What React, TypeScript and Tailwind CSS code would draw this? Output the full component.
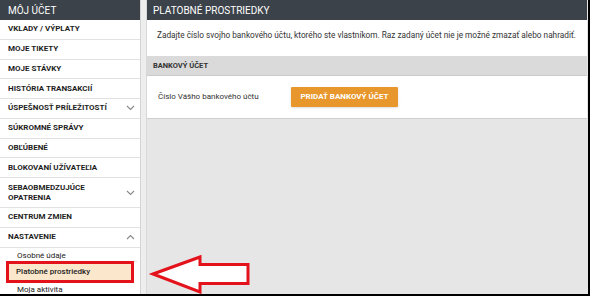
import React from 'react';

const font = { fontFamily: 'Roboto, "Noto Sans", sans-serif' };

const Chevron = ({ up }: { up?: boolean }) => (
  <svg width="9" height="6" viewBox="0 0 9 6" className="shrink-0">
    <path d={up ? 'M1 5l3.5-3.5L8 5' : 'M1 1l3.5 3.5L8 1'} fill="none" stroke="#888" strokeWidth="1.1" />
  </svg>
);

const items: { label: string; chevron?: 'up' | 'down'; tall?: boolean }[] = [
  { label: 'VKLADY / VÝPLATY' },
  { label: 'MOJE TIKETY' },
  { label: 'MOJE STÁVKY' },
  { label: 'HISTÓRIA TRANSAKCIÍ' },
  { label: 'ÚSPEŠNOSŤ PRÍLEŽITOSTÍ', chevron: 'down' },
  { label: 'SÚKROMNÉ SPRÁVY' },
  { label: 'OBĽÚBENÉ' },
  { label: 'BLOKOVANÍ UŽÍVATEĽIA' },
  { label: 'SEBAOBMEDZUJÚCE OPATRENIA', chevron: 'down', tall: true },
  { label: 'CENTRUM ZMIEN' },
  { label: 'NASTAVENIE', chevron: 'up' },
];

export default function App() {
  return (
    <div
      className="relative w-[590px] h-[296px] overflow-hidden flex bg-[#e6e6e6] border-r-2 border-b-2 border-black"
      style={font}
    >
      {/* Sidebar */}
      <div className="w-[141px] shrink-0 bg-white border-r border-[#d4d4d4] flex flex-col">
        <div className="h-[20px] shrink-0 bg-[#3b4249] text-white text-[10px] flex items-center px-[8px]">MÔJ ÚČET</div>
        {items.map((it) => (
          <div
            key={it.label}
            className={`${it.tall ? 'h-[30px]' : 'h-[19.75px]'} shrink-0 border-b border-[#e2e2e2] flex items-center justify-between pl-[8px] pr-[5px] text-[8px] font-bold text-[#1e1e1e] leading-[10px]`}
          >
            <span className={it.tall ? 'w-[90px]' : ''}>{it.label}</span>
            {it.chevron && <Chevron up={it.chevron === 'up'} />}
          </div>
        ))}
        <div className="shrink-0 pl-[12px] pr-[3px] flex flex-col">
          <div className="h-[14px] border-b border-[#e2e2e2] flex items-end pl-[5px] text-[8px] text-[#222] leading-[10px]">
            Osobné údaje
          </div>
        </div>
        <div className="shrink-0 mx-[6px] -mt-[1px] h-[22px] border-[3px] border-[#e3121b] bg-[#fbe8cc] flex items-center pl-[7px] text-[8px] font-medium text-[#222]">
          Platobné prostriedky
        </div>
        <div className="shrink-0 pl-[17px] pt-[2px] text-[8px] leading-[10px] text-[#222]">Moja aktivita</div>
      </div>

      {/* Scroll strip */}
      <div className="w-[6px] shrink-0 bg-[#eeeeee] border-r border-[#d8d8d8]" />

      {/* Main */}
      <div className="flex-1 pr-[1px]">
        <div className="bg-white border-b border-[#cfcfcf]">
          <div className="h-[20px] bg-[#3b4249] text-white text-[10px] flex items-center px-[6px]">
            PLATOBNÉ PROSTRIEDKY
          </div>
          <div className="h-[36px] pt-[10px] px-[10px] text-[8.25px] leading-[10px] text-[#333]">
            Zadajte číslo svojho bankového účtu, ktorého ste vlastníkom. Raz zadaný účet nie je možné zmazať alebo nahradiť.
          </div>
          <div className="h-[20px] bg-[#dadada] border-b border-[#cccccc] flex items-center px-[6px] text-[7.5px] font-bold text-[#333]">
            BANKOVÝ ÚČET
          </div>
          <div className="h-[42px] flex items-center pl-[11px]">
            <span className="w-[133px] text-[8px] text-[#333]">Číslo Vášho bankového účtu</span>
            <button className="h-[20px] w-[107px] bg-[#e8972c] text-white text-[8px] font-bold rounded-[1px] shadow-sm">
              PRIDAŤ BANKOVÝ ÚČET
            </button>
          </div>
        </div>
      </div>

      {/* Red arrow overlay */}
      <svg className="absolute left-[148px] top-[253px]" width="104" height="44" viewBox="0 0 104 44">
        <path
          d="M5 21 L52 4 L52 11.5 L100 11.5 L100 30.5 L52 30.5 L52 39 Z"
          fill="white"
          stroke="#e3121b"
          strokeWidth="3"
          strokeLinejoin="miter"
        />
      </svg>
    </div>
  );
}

===============

**WORK TO BE COMPLETED**
Take the listing and print it again exactly, but without any pictures.

**FULL RESPONSE**
What React, TypeScript and Tailwind CSS code would draw this? Output the full component.
import React from 'react';

const font = { fontFamily: 'Roboto, "Noto Sans", sans-serif' };

const Chevron = ({ up }: { up?: boolean }) => (
  <svg width="9" height="6" viewBox="0 0 9 6" className="shrink-0">
    <path d={up ? 'M1 5l3.5-3.5L8 5' : 'M1 1l3.5 3.5L8 1'} fill="none" stroke="#888" strokeWidth="1.1" />
  </svg>
);

const items: { label: string; chevron?: 'up' | 'down'; tall?: boolean }[] = [
  { label: 'VKLADY / VÝPLATY' },
  { label: 'MOJE TIKETY' },
  { label: 'MOJE STÁVKY' },
  { label: 'HISTÓRIA TRANSAKCIÍ' },
  { label: 'ÚSPEŠNOSŤ PRÍLEŽITOSTÍ', chevron: 'down' },
  { label: 'SÚKROMNÉ SPRÁVY' },
  { label: 'OBĽÚBENÉ' },
  { label: 'BLOKOVANÍ UŽÍVATEĽIA' },
  { label: 'SEBAOBMEDZUJÚCE OPATRENIA', chevron: 'down', tall: true },
  { label: 'CENTRUM ZMIEN' },
  { label: 'NASTAVENIE', chevron: 'up' },
];

export default function App() {
  return (
    <div
      className="relative w-[590px] h-[296px] overflow-hidden flex bg-[#e6e6e6] border-r-2 border-b-2 border-black"
      style={font}
    >
      {/* Sidebar */}
      <div className="w-[141px] shrink-0 bg-white border-r border-[#d4d4d4] flex flex-col">
        <div className="h-[20px] shrink-0 bg-[#3b4249] text-white text-[10px] flex items-center px-[8px]">MÔJ ÚČET</div>
        {items.map((it) => (
          <div
            key={it.label}
            className={`${it.tall ? 'h-[30px]' : 'h-[19.75px]'} shrink-0 border-b border-[#e2e2e2] flex items-center justify-between pl-[8px] pr-[5px] text-[8px] font-bold text-[#1e1e1e] leading-[10px]`}
          >
            <span className={it.tall ? 'w-[90px]' : ''}>{it.label}</span>
            {it.chevron && <Chevron up={it.chevron === 'up'} />}
          </div>
        ))}
        <div className="shrink-0 pl-[12px] pr-[3px] flex flex-col">
          <div className="h-[14px] border-b border-[#e2e2e2] flex items-end pl-[5px] text-[8px] text-[#222] leading-[10px]">
            Osobné údaje
          </div>
        </div>
        <div className="shrink-0 mx-[6px] -mt-[1px] h-[22px] border-[3px] border-[#e3121b] bg-[#fbe8cc] flex items-center pl-[7px] text-[8px] font-medium text-[#222]">
          Platobné prostriedky
        </div>
        <div className="shrink-0 pl-[17px] pt-[2px] text-[8px] leading-[10px] text-[#222]">Moja aktivita</div>
      </div>

      {/* Scroll strip */}
      <div className="w-[6px] shrink-0 bg-[#eeeeee] border-r border-[#d8d8d8]" />

      {/* Main */}
      <div className="flex-1 pr-[1px]">
        <div className="bg-white border-b border-[#cfcfcf]">
          <div className="h-[20px] bg-[#3b4249] text-white text-[10px] flex items-center px-[6px]">
            PLATOBNÉ PROSTRIEDKY
          </div>
          <div className="h-[36px] pt-[10px] px-[10px] text-[8.25px] leading-[10px] text-[#333]">
            Zadajte číslo svojho bankového účtu, ktorého ste vlastníkom. Raz zadaný účet nie je možné zmazať alebo nahradiť.
          </div>
          <div className="h-[20px] bg-[#dadada] border-b border-[#cccccc] flex items-center px-[6px] text-[7.5px] font-bold text-[#333]">
            BANKOVÝ ÚČET
          </div>
          <div className="h-[42px] flex items-center pl-[11px]">
            <span className="w-[133px] text-[8px] text-[#333]">Číslo Vášho bankového účtu</span>
            <button className="h-[20px] w-[107px] bg-[#e8972c] text-white text-[8px] font-bold rounded-[1px] shadow-sm">
              PRIDAŤ BANKOVÝ ÚČET
            </button>
          </div>
        </div>
      </div>

      {/* Red arrow overlay */}
      <svg className="absolute left-[148px] top-[253px]" width="104" height="44" viewBox="0 0 104 44">
        <path
          d="M5 21 L52 4 L52 11.5 L100 11.5 L100 30.5 L52 30.5 L52 39 Z"
          fill="white"
          stroke="#e3121b"
          strokeWidth="3"
          strokeLinejoin="miter"
        />
      </svg>
    </div>
  );
}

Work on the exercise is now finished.